Juni Habel – Carvings

Folk, VÖ: Januar 2023
Die zerbrechlichen, mit den Fingern gezupften Wiegenlieder von JUNI HABEL wärmen sich am offenen Feuer mit ihrer reichen, intimen Stimme auf funkelnden Arrangements und seltsamer perkussiver Instrumentierung. Wie glühende Glut im Dunkeln sind diese Lieder Oden auf Leben und Tod, die Schönheit der Zugehörigkeit und die menschliche Verbundenheit mit der Natur.

Die in Rakkestad lebende Juni Habel veröffentlichte 2021 ihre erste Platte „All Ears“. Der größte Teil des Albums wurde auf minimalistische Weise auf Band produziert, wobei Juni Akustikgitarre spielte und ihre Verwandten auf zusätzlichen Instrumenten begleiteten. Obwohl etwas komplizierter, zeigt das zweite Album „Carvings“ der Künstlerin, dass sie mutig weiter in das Do-it-yourself-Territorium vordringt, wo das Heimatgefühl eine große Rolle spielt. Es ist verlockend, Juni Habel’s ruhiges, folkiges neues Album als „pastoral“ zu beschreiben, aber das ist nicht ganz richtig. Während die acht Songs auf „Carvings“ in der Natur verwurzelt sind, sind sie weniger idyllisch als Erkundungen wilderer, verworrener Landschaften. Obwohl „Carvings“ eine Klangpalette mit Habel’s vorherigem Album „All Ears“ aus dem Jahr 2020 teilt, lauert ein Flüstern des Unbehagens an den Rändern des neuesten Albums der norwegischen Sängerin und Songwriterin.

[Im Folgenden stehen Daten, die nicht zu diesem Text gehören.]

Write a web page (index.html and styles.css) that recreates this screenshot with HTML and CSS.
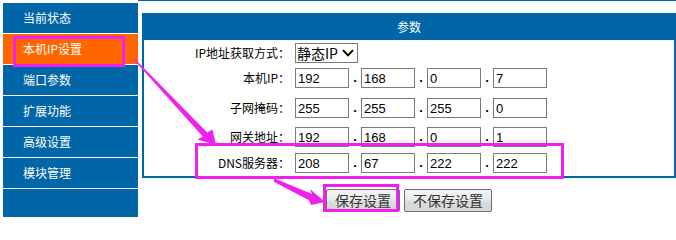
FILE: index.html
```html
<!DOCTYPE html>
<html lang="zh-CN">
<head>
<meta charset="utf-8">
<title>本机IP设置</title>
<link rel="stylesheet" href="styles.css">
</head>
<body>
<div class="page">
  <nav class="sidebar">
    <div class="nav-item">当前状态</div>
    <div class="nav-item active">本机IP设置</div>
    <div class="nav-item">端口参数</div>
    <div class="nav-item">扩展功能</div>
    <div class="nav-item">高级设置</div>
    <div class="nav-item">模块管理</div>
  </nav>
  <main class="main">
    <section class="panel">
      <div class="panel-head">参数</div>
      <div class="form">
        <div class="row">
          <span class="label">IP地址获取方式：</span>
          <div class="select"><span class="select-text">静态IP</span><svg class="chev" width="12" height="8" viewBox="0 0 12 8"><path d="M1 1.2 L6 6.4 L11 1.2" fill="none" stroke="#000" stroke-width="1.9"/></svg></div>
        </div>
        <div class="row gap-a">
          <span class="label">本机IP：</span>
          <div class="ip"><input class="octet" value="192"><span class="dot">.</span><input class="octet" value="168"><span class="dot">.</span><input class="octet" value="0"><span class="dot">.</span><input class="octet" value="7"></div>
        </div>
        <div class="row gap-b">
          <span class="label">子网掩码：</span>
          <div class="ip"><input class="octet" value="255"><span class="dot">.</span><input class="octet" value="255"><span class="dot">.</span><input class="octet" value="255"><span class="dot">.</span><input class="octet" value="0"></div>
        </div>
        <div class="row gap-c">
          <span class="label">网关地址：</span>
          <div class="ip"><input class="octet" value="192"><span class="dot">.</span><input class="octet" value="168"><span class="dot">.</span><input class="octet" value="0"><span class="dot">.</span><input class="octet" value="1"></div>
        </div>
        <div class="row gap-d">
          <span class="label">DNS服务器：</span>
          <div class="ip"><input class="octet" value="208"><span class="dot">.</span><input class="octet" value="67"><span class="dot">.</span><input class="octet" value="222"><span class="dot">.</span><input class="octet" value="222"></div>
        </div>
      </div>
    </section>
    <div class="actions">
      <button class="btn">保存设置</button>
      <button class="btn">不保存设置</button>
    </div>
  </main>
  <svg class="annot" width="676" height="217" viewBox="0 0 676 217">
    <g fill="none" stroke="#f020f0" stroke-width="3">
      <rect x="14.5" y="37.5" width="109" height="28"/>
      <rect x="196.5" y="144.5" width="366" height="33"/>
      <rect x="324.5" y="185.5" width="73" height="25"/>
    </g>
    <g fill="#f020f0">
      <polygon points="133.4,57.6 207.2,132.4 212.5,129.5 216,145 197.5,139.5 202.8,136.6 132.6,58.4"/>
      <polygon points="274.6,178.6 312,193.9 310,189 325,202 311,205 309,200.2 273.4,181.4"/>
    </g>
  </svg>
</div>
</body>
</html>
```
FILE: styles.css
```css
* { box-sizing: border-box; }
html, body { margin: 0; padding: 0; background: #fff; }
body {
  font-family: "Noto Sans CJK SC", "Liberation Sans", sans-serif;
  font-size: 12px;
  color: #000;
}
.page {
  position: relative;
  display: flex;
  width: 676px;
  height: 217px;
  overflow: hidden;
}
.sidebar {
  width: 135px;
  margin: 3px 0 0 3px;
  background: #0066a8;
  flex: none;
}
.nav-item {
  height: 31px;
  line-height: 30px;
  padding-left: 20px;
  border-bottom: 1px solid #fff;
  color: #fff;
  font-size: 12px;
}
.nav-item.active { background: #ff6600; }
.main {
  flex: 1;
  border-top: 1px solid #0066a8;
  padding-top: 12px;
}
.panel {
  margin-left: 4px;
  border: 2px solid #0066a8;
  border-top: 0;
}
.panel-head {
  height: 27px;
  line-height: 27px;
  background: #0066a8;
  color: #fff;
  text-align: center;
  font-size: 12px;
}
.form { padding: 3px 0 3px; }
.row {
  display: grid;
  grid-template-columns: 146px auto;
  column-gap: 5px;
  height: 20px;
  align-items: center;
}
.gap-a { margin-top: 5px; }
.gap-b { margin-top: 10px; }
.gap-c { margin-top: 9px; }
.gap-d { margin-top: 6px; }
.label {
  text-align: right;
  font-size: 12px;
  line-height: 20px;
  white-space: nowrap;
}
.select {
  width: 63px;
  height: 20px;
  border: 1px solid #7a7a7a;
  display: flex;
  align-items: center;
  justify-content: space-between;
  padding: 0 3px 0 1px;
  font-size: 14px;
  line-height: 18px;
}
.chev { display: block; }
.ip { display: flex; align-items: center; }
.octet {
  width: 54px;
  height: 20px;
  margin: 0;
  border: 1px solid #7a7a7a;
  padding: 0 2px;
  font-family: "Liberation Sans", sans-serif;
  font-size: 13px;
  color: #000;
  background: #fff;
  outline: none;
}
.dot {
  width: 12px;
  height: 20px;
  line-height: 20px;
  text-align: center;
  font-family: "Liberation Sans", sans-serif;
  font-size: 13px;
  font-weight: bold;
}
.actions {
  margin: 11px 0 0 4px;
  display: flex;
  justify-content: center;
  gap: 4px;
}
.btn {
  height: 23px;
  margin: 0;
  padding: 0 8px;
  border: 1px solid #707070;
  border-radius: 2px;
  background: linear-gradient(#f4f4f4, #e8e8e8 50%, #dcdcdc 51%, #d6d6d6);
  font-family: "Noto Sans CJK SC", sans-serif;
  font-size: 14px;
  line-height: 21px;
  color: #333;
}
.annot {
  position: absolute;
  left: 0;
  top: 0;
  pointer-events: none;
}
```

Das hat sicherlich damit zu tun, dass wir Habel in Trauer um den Tod einer jüngeren Schwester bei einem Autounfall vorfinden. Das Album konzentriert sich nicht offen auf diesen Verlust, aber das Gewicht verleiht den Songs ein melancholisches Gefühl, das von einem Gefühl der Vergänglichkeit untermauert wird, das gleichzeitig sehnsüchtig und sachlich ist. Die Musik hier ist streng, aufgebaut um Habel’s handgezupfte Akustikgitarrenparts, aber nicht weniger fesselnd in Anbetracht der spärlichen Arrangements. Ja, Habel arbeitet mit spärlichen Arrangements ebenso exzellent, wie mit ihren großartigen Gesängen und Texten, die niemals simpel oder übersentimental werden. 

Der Grund, warum Habel dazu in der Lage ist, ist, dass ihr Herz und Verstand am richtigen Ort zu sein scheinen, um komplexe Emotionen und Musik zu entwickeln, indem sie die scheinbar einfachen Elemente genau so platziert und präsentiert, dass sie funktionieren. Habel erklärt: “With this album I wanted to lean deeper into the process. The title Carvings illustrates thoroughness. It was a vulnerable project, to strive for creating something truly beautiful, to pour my soul into it.“ Das Finale des Albums, „I Carry You, My Love“, ist ein plätschernder Fluss der Emotionen. Durchweg in zweistimmiger Harmonie gesungen, fühlt es sich fast wie eine Ode an ihre verstorbene Schwester an. Es ist die perfekte Traurigkeit, um Habel’s Reise in Familie, Verlust, Trauer und Liebe zu beenden.

Dass der jazzige Folk des Albums genauso gut aus den 1970er-Jahren stammen könnte wie aus der Gegenwart, ist keine Kritik. Es ist das bewegende und zeitlose Werk einer Songschreiberin.